WRITTEN PROBLEM: Go through the listing and pick out each line with the word "React" in it.
>>>
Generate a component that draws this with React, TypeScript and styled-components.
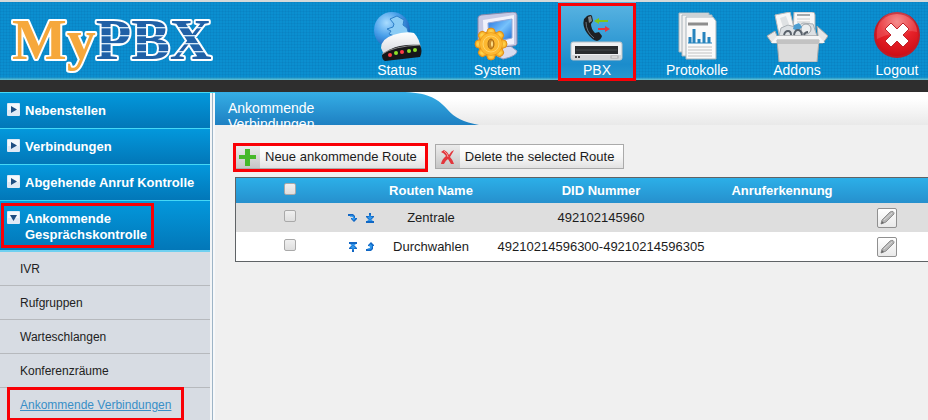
import React from "react";
import styled, { createGlobalStyle, css } from "styled-components";

const GlobalStyle = createGlobalStyle`
  *, *::before, *::after { box-sizing: border-box; }
  body {
    margin: 0;
    background: #f0f0f0;
    color: #1c1c1c;
    font-family: "Liberation Sans", Arial, sans-serif;
    font-size: 13px;
  }
  button, input { font: inherit; }
`;

const marker = css`
  position: relative;
  &::after {
    content: "";
    position: absolute;
    border: 3px solid #f90006;
    pointer-events: none;
  }
`;

const Page = styled.div`
  display: flex;
  flex-direction: column;
  min-height: 100vh;
`;

const Header = styled.header`
  display: flex;
  justify-content: space-between;
  height: 92px;
  border-top: 2px solid #d5d9da;
  border-bottom: 12px solid #2e2e2e;
  background:
    linear-gradient(to top, rgba(128, 208, 208, 0.8), rgba(80, 180, 210, 0) 3px),
    repeating-linear-gradient(to right, rgba(0, 60, 120, 0.08) 0 1px, transparent 1px 3px),
    repeating-linear-gradient(to bottom, rgba(0, 60, 120, 0.08) 0 1px, transparent 1px 3px),
    #0b8fd0;
`;

const Logo = styled.a`
  display: block;
  padding-left: 8px;
  svg { display: block; }
`;

const Nav = styled.nav`
  display: flex;
  gap: 38px;
`;

const NavItem = styled.a<{ $active?: boolean }>`
  display: flex;
  flex-direction: column;
  align-items: center;
  width: 62px;
  padding-top: 10px;
  color: #fff;
  font-size: 14px;
  line-height: 16px;
  text-decoration: none;
  white-space: nowrap;
  svg { display: block; flex: none; }
  ${(p) =>
    p.$active &&
    css`
      ${marker}
      width: 78px;
      margin: 0 -8px;
      background: linear-gradient(#5ab4e2, #1b8ccc 80%, #2a99cf);
      &::after { inset: 1px 0 -1px; }
    `}
`;

const Body = styled.div`
  display: flex;
  flex: 1;
`;

const Sidebar = styled.aside`
  flex: 0 0 215px;
  padding-right: 5px;
  border-top: 1px solid #45d8f5;
  background:
    linear-gradient(to right, #f3f5f7 2px, #9db4c6 2px 3px, #f6f8fa 3px) right / 5px 100% no-repeat,
    #d7dce3;
`;

const Group = styled.button<{ $open?: boolean }>`
  display: flex;
  align-items: flex-start;
  gap: 5px;
  width: 100%;
  padding: 10px 7px 9px;
  border: 0;
  border-bottom: ${(p) => (p.$open ? "2px solid #6fd0f0" : "1px solid #45d8f5")};
  background: linear-gradient(#0398dc, #0277b8);
  color: #fff;
  font-weight: bold;
  line-height: 16px;
  text-align: left;
  svg { display: block; flex: none; }
  ${(p) =>
    p.$open &&
    css`
      ${marker}
      padding-bottom: 7px;
      &::after { inset: 2px 56px 2px 1px; }
    `}
`;

const SubMenu = styled.ul`
  margin: 0;
  padding: 0;
  list-style: none;
`;

const SubItem = styled.li<{ $active?: boolean }>`
  padding: 10px 20px 8px;
  border-bottom: 1px solid #b6b9bd;
  font-size: 12px;
  line-height: 15px;
  &:last-child { border-bottom: 0; padding-bottom: 7px; }
  ${(p) =>
    p.$active &&
    css`
      ${marker}
      &::after { inset: -1px 26px -1px 7px; }
    `}
`;

const SubLink = styled.a<{ $active?: boolean }>`
  color: ${(p) => (p.$active ? "#398fc7" : "#222")};
  text-decoration: ${(p) => (p.$active ? "underline" : "none")};
`;

const Main = styled.main`
  flex: 1;
  min-width: 0;
`;

const TitleBar = styled.div`
  display: flex;
  height: 33px;
  background: linear-gradient(#fff 20%, #e9e9e9);
  svg { display: block; flex: none; }
`;

const Title = styled.h1`
  width: 190px;
  height: 35px;
  margin: 0;
  padding: 8px 70px 0 13px;
  overflow: hidden;
  background: linear-gradient(#35aee6, #1e80c2) top / 100% 33px no-repeat;
  color: #fff;
  font-size: 14px;
  font-weight: normal;
  line-height: 16px;
`;

const Content = styled.div`
  padding: 19px 0 0 20px;
`;

const Toolbar = styled.div`
  display: flex;
  gap: 9px;
  margin-bottom: 8px;
`;

const ToolButton = styled.button<{ $marked?: boolean }>`
  display: flex;
  align-items: stretch;
  height: 25px;
  padding: 0 9px 0 0;
  border: 1px solid #aaa;
  background: linear-gradient(#fff, #f7f7f7 50%, #e2e2e2);
  color: #1c1c1c;
  line-height: 23px;
  white-space: nowrap;
  ${(p) =>
    p.$marked &&
    css`
      ${marker}
      padding-right: 8px;
      &::after { inset: -2px -3px -4px; }
    `}
`;

const ToolIcon = styled.span`
  display: grid;
  place-items: center;
  width: 24px;
  margin-right: 5px;
  background: linear-gradient(#ececec, #c6c6c6);
`;

const Table = styled.table`
  width: 100%;
  table-layout: fixed;
  border: 1px solid #5f6366;
  border-right: 0;
  border-collapse: separate;
  border-spacing: 0;
  background: #fff;
  text-align: center;
`;

const Col = styled.col<{ $width?: number }>`
  width: ${(p) => (p.$width ? `${p.$width}px` : "auto")};
`;

const HeadRow = styled.tr`
  height: 25px;
  background: linear-gradient(#2cafe8, #2690cd);
  color: #fff;
`;

const Row = styled.tr<{ $shaded?: boolean }>`
  height: 29px;
  background: ${(p) => (p.$shaded ? "#dedede" : "#fff")};
`;

const Cell = styled.td`
  padding: 0;
  line-height: 16px;
  white-space: nowrap;
`;

const HeadCell = styled(Cell).attrs({ as: "th" })``;

const Tick = styled.input`
  appearance: none;
  display: block;
  width: 12px;
  height: 12px;
  margin: 0 auto 4px;
  border: 1px solid #a9a9a9;
  border-radius: 2px;
  background: linear-gradient(#f0f0f0, #dedede);
  &:checked { background: #2690cd; }
`;

const IconButton = styled.button`
  padding: 0;
  border: 0;
  background: none;
  vertical-align: middle;
  svg { display: block; }
`;

const Moves = styled.div`
  display: flex;
  justify-content: center;
  gap: 7px;
`;

const EditButton = styled(IconButton)`
  width: 20px;
  height: 20px;
  border: 1px solid #909090;
  border-radius: 2px;
  background: linear-gradient(#fff, #e9e9e9);
`;

const LogoArt = () => (
  <svg width="212" height="78" viewBox="0 0 212 78" role="img" aria-label="MyPBX">
    <defs>
      <pattern id="stripes" width="8" height="8" y="1" patternUnits="userSpaceOnUse">
        <rect width="8" height="8" fill="#2060a6" />
        <rect width="8" height="1" fill="#d5e6f4" />
        <rect y="1" width="8" height="1" fill="#5b93c8" />
      </pattern>
    </defs>
    <g
      fontFamily="Liberation Serif, Times New Roman, serif"
      fontWeight="bold"
      fontSize="58"
      stroke="#fff"
      strokeWidth="4"
      strokeLinejoin="round"
      paintOrder="stroke"
    >
      <text x="4" y="57">
        <tspan fill="#f6a83c">My</tspan>
        <tspan fill="url(#stripes)">PBX</tspan>
      </text>
    </g>
  </svg>
);

const Icon = ({ children }: { children: React.ReactNode }) => (
  <svg width="62" height="50" viewBox="0 0 62 50" aria-hidden="true">
    {children}
  </svg>
);

const StatusIcon = () => (
  <Icon>
    <defs>
      <radialGradient id="globe" cx=".35" cy=".3" r=".75">
        <stop stopColor="#a9dcff" />
        <stop offset=".5" stopColor="#489fe9" />
        <stop offset="1" stopColor="#1558b2" />
      </radialGradient>
      <linearGradient id="shell" x2="0" y2="1">
        <stop stopColor="#fff" />
        <stop offset="1" stopColor="#d0d3da" />
      </linearGradient>
    </defs>
    <circle cx="26" cy="18" r="18" fill="url(#globe)" />
    <path d="M24 7l7-3 7 4-1 5 4 3 2 7-9-1-3 3-8-3 2-3-4-2 6-2 1-3z" fill="#8bccf5" stroke="#2e7fc8" />
    <path d="M15 36Q15 27 27 23T48 21Q54 27 55 38L51 42 19 45Z" fill="url(#shell)" />
    <path d="M16 43Q24 36 34 34T54 33Q57 39 54 45L19 49Q16 48 16 43Z" fill="#171719" />
    <path d="M16 42Q28 34 54 33" fill="none" stroke="#888" />
    <g fill="#ff3b45"><circle cx="24" cy="43" r="2" /><circle cx="36" cy="40" r="2" /></g>
    <g fill="#8ee02a"><circle cx="30" cy="41" r="2" /><circle cx="43" cy="39" r="2" /><circle cx="49" cy="38" r="2" /></g>
  </Icon>
);

const teeth = [0, 45, 90, 135, 180, 225, 270, 315];

const SystemIcon = () => (
  <Icon>
    <defs>
      <linearGradient id="screen" x2="1" y2="1">
        <stop stopColor="#2774df" />
        <stop offset=".5" stopColor="#77c2fb" />
        <stop offset="1" stopColor="#1765d2" />
      </linearGradient>
      <radialGradient id="gear">
        <stop stopColor="#ffdc56" />
        <stop offset="1" stopColor="#f7a116" />
      </radialGradient>
    </defs>
    <path d="M33 37l10-4 8 6q0 5-14 8l-6-3z" fill="#d9dbef" stroke="#9ba0c2" />
    <path d="M12 6Q12 4 15 3L47 0Q51 0 51 3V32Q50 34 47 34L17 37 12 33Z" fill="#c6c9e4" stroke="#8589ad" />
    <path d="M17 8L48 3V32L18 36Z" fill="#f1f1fb" />
    <path d="M22 11L46 7V26L23 31Z" fill="url(#screen)" stroke="#8fa6d6" />
    <g fill="url(#gear)" stroke="#e0901a" strokeWidth="1">
      {teeth.map((a) => (
        <path key={a} d="M20 22l2-5q3-2 6 0l2 5z" transform={`rotate(${a} 25 32)`} />
      ))}
      <circle cx="25" cy="32" r="11" />
    </g>
    <circle cx="25" cy="32" r="11" fill="#fdb831" />
    <circle cx="25" cy="32" r="8" fill="none" stroke="#ffd468" />
    <ellipse cx="25" cy="32" rx="3" ry="5" fill="#c98a2a" stroke="#a96a12" />
    <ellipse cx="26" cy="32" rx="1" ry="3" fill="#ffe28a" />
  </Icon>
);

const PbxIcon = () => (
  <Icon>
    <path d="M21 4q4-2 5 0l1 5-2 3q0 5 4 9l4-1 3 4q-1 4-5 5-5-1-10-8t-3-14z" fill="#1d2024" />
    <path d="M22 5l3-1 1 5-3 2z" fill="#81878c" />
    <path d="M20 10q0 10 8 16" fill="none" stroke="#69737d" />
    <path d="M28 9l5-3v2h9v2h-9v2z" fill="#7fc41b" />
    <path d="M44 17l-5-3v2h-7v2h7v2z" fill="#e8343f" />
    <rect x="5" y="30" width="51" height="18" rx="2" fill="#f0f1f2" stroke="#b9c0c5" />
    <rect x="6" y="43" width="49" height="4" fill="#d6d8da" />
    <rect x="9" y="34" width="43" height="8" fill="#292c2e" />
    <path d="M10 38h41" stroke="#474a4c" />
    <path d="M9 45h2m1 0h2" stroke="#444" strokeWidth="2" />
    <rect x="45" y="44" width="7" height="2" fill="#fff" stroke="#aaa" />
  </Icon>
);

const LogsIcon = () => (
  <Icon>
    <g fill="#f1f1f1" stroke="#a9b4bb">
      <path d="M13 1H43V40H13Z" />
      <path d="M16 3H46V44H16Z" />
      <path d="M20 5H47L50 9V47H20Z" fill="#fafafa" />
    </g>
    <path d="M22 12H42" stroke="#8d8d8d" strokeWidth="3" />
    <path d="M24 31V25M28 31V17M33 31V27M38 31V20M43 31V25" stroke="#2783bd" strokeWidth="3" />
    <path d="M22 31H46" stroke="#2783bd" />
    <path d="M22 35H46M22 38H46M22 41H46M22 44H46" stroke="#c2c2c2" />
  </Icon>
);

const AddonsIcon = () => (
  <Icon>
    <path d="M9 3L24 0 30 24 14 27Z" fill="#f7f7f7" stroke="#bbb" />
    <path d="M14 6l6-2 3 8-6 3z" fill="#dfe2e4" />
    <path d="M28 0H46Q49 0 49 3V24H27Z" fill="#f7f7f7" stroke="#b0b2b4" />
    <path d="M31 3H44" stroke="#a4a8ab" strokeWidth="2" />
    <path d="M31 7H44M31 10H44" stroke="#ccc" />
    <path d="M13 24L15 16 22 13 29 15 37 11 47 12 51 24Z" fill="#dde1e4" stroke="#a9afb4" />
    <circle cx="40" cy="17" r="5" fill="#eceeef" stroke="#9ba0a5" />
    <path d="M28 13l5-2 3 4-4 4-5-2z" fill="#4d9ed1" />
    <path d="M9 19L11 24H52L51 14 62 24 57 31H6L1 24Z" fill="#e7e7e7" stroke="#a6a6a6" />
    <path d="M18 23q1-4 4-4t3 4m3 0q1-5 4-5t4 5m2 0q1-3 4-3" fill="none" stroke="#59616a" strokeWidth="2" />
    <path d="M11 24H53L59 31H5Z" fill="#f5f5f5" />
    <path d="M11 28H53L51 50H13Z" fill="#dcdcdc" stroke="#aaa" />
    <path d="M11 28H53V32H12z" fill="#c2c2c2" />
  </Icon>
);

const LogoutIcon = () => (
  <Icon>
    <defs>
      <radialGradient id="red" cx=".5" cy=".2" r=".8">
        <stop stopColor="#f37a7a" />
        <stop offset=".5" stopColor="#e8222a" />
        <stop offset="1" stopColor="#cc0c14" />
      </radialGradient>
    </defs>
    <circle cx="31" cy="23" r="22" fill="url(#red)" stroke="#c11b25" strokeWidth="2" />
    <path d="M11 20A20 20 0 0 1 51 20Q35 16 11 27Z" fill="#fff" opacity=".15" />
    <path
      d="M25 11L31 17 37 11 43 17 37 23 43 29 37 35 31 29 25 35 19 29 25 23 19 17Z"
      fill="#fff"
      stroke="#c0242c"
      strokeWidth="1"
      strokeLinejoin="round"
    />
  </Icon>
);

const GroupIcon = ({ open }: { open?: boolean }) => (
  <svg width="13" height="13" viewBox="0 0 13 13" aria-hidden="true">
    <rect width="13" height="13" rx="1" fill="#dfe9f5" />
    <rect x="1" y="1" width="11" height="6" fill="#f4f8fc" />
    <path d={open ? "M3 4H10L6.5 10Z" : "M4 3V10L10 6.5Z"} fill="#1e4e82" />
  </svg>
);

const PlusIcon = () => (
  <svg width="18" height="18" viewBox="0 0 18 18" aria-hidden="true">
    <path d="M6 1H11V7H17V11H11V18H6V11H0V7H6Z" fill="#46b82a" />
  </svg>
);

const DeleteIcon = () => (
  <svg width="16" height="16" viewBox="0 0 16 16" aria-hidden="true">
    <path d="M1 3L4 1Q8 3 9 6 11 2 14 1L13 3 10 8Q13 11 14 15L11 15 8 10Q5 12 4 15L1 15Q2 10 6 7 4 4 1 3Z" fill="#e2363c" />
    <path d="M4 2Q8 5 8 8" fill="none" stroke="#f49494" />
  </svg>
);

const movePaths = {
  down: "M0 1H5L7 3V5H9V6L6 9 3 6V5H5V4L4 3H0Z",
  bottom: "M4 0H6V3H9V4L5 8 1 4V3H4ZM1 8H9V10H1Z",
  top: "M1 0H9V2H1ZM5 2L9 6V7H6V10H4V7H1V6Z",
  up: "M6 0L9 3V4H8V7L6 9H1V7H4L5 6V4H3V3Z",
};

const MoveIcon = ({ kind }: { kind: keyof typeof movePaths }) => (
  <svg width="10" height="10" viewBox="0 0 10 10" aria-hidden="true">
    <path d={movePaths[kind]} fill="#1167c4" />
    <path d={movePaths[kind]} fill="#2f97ec" transform="translate(2 2) scale(.6)" />
  </svg>
);

const PencilIcon = () => (
  <svg width="18" height="18" viewBox="0 0 18 18" aria-hidden="true">
    <path d="M3 15L4 11 12 3Q16 1 16 5L8 13Z" fill="#b4b4b4" stroke="#8f8f8f" />
    <path d="M6 11L14 4" stroke="#d9d9d9" />
    <path d="M3 15L4 12 6 14Z" fill="#666" />
  </svg>
);

const navItems = [
  { label: "Status", Art: StatusIcon },
  { label: "System", Art: SystemIcon },
  { label: "PBX", Art: PbxIcon, active: true },
  { label: "Protokolle", Art: LogsIcon },
  { label: "Addons", Art: AddonsIcon },
  { label: "Logout", Art: LogoutIcon },
];

const groups = ["Nebenstellen", "Verbindungen", "Abgehende Anruf Kontrolle"];
const subItems = ["IVR", "Rufgruppen", "Warteschlangen", "Konferenzräume", "Ankommende Verbindungen"];

type Move = { kind: keyof typeof movePaths; label: string };
const routes: { name: string; did: string; moves: Move[] }[] = [
  {
    name: "Zentrale",
    did: "492102145960",
    moves: [{ kind: "down", label: "Move down" }, { kind: "bottom", label: "Move to bottom" }],
  },
  {
    name: "Durchwahlen",
    did: "49210214596300-49210214596305",
    moves: [{ kind: "top", label: "Move to top" }, { kind: "up", label: "Move up" }],
  },
];

export default function App() {
  return (
    <Page>
      <GlobalStyle />
      <Header>
        <Logo href="#"><LogoArt /></Logo>
        <Nav>
          {navItems.map(({ label, Art, active }) => (
            <NavItem key={label} href="#" $active={active}>
              <Art />
              {label}
            </NavItem>
          ))}
        </Nav>
      </Header>
      <Body>
        <Sidebar>
          {groups.map((g) => (
            <Group key={g} type="button" aria-expanded={false}>
              <GroupIcon />
              {g}
            </Group>
          ))}
          <Group type="button" aria-expanded $open>
            <GroupIcon open />
            <span>Ankommende<br />Gesprächskontrolle</span>
          </Group>
          <SubMenu>
            {subItems.map((s, i) => {
              const active = i === subItems.length - 1;
              return (
                <SubItem key={s} $active={active}>
                  <SubLink href="#" $active={active}>{s}</SubLink>
                </SubItem>
              );
            })}
          </SubMenu>
        </Sidebar>
        <Main>
          <TitleBar>
            <Title>Ankommende Verbindungen</Title>
            <svg width="76" height="33" viewBox="0 0 76 33" aria-hidden="true">
              <defs>
                <linearGradient id="tab" x2="0" y2="1">
                  <stop stopColor="#35aee6" />
                  <stop offset="1" stopColor="#1e80c2" />
                </linearGradient>
              </defs>
              <path d="M0 0C25 1 34 8 42 17S58 30 74 33H0Z" fill="url(#tab)" />
            </svg>
          </TitleBar>
          <Content>
            <Toolbar>
              <ToolButton type="button" $marked>
                <ToolIcon><PlusIcon /></ToolIcon>
                Neue ankommende Route
              </ToolButton>
              <ToolButton type="button">
                <ToolIcon><DeleteIcon /></ToolIcon>
                Delete the selected Route
              </ToolButton>
            </Toolbar>
            <Table>
              <colgroup>
                <Col $width={107} />
                <Col $width={36} />
                <Col $width={104} />
                <Col $width={236} />
                <Col $width={126} />
                <Col $width={84} />
                <Col />
              </colgroup>
              <thead>
                <HeadRow>
                  <HeadCell><Tick type="checkbox" aria-label="Select all routes" /></HeadCell>
                  <Cell />
                  <HeadCell>Routen Name</HeadCell>
                  <HeadCell>DID Nummer</HeadCell>
                  <HeadCell>Anruferkennung</HeadCell>
                  <Cell />
                  <Cell />
                </HeadRow>
              </thead>
              <tbody>
                {routes.map((r, i) => (
                  <Row key={r.name} $shaded={i % 2 === 0}>
                    <Cell><Tick type="checkbox" aria-label={`Select ${r.name}`} /></Cell>
                    <Cell>
                      <Moves>
                        {r.moves.map((m) => (
                          <IconButton key={m.kind} type="button" aria-label={m.label}>
                            <MoveIcon kind={m.kind} />
                          </IconButton>
                        ))}
                      </Moves>
                    </Cell>
                    <Cell>{r.name}</Cell>
                    <Cell>{r.did}</Cell>
                    <Cell />
                    <Cell>
                      <EditButton type="button" aria-label={`Edit ${r.name}`}><PencilIcon /></EditButton>
                    </Cell>
                    <Cell />
                  </Row>
                ))}
              </tbody>
            </Table>
          </Content>
        </Main>
      </Body>
    </Page>
  );
}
<<<
IN RESPONSE:
Generate a component that draws this with React, TypeScript and styled-components.
import React from "react";
const Icon = ({ children }: { children: React.ReactNode }) => (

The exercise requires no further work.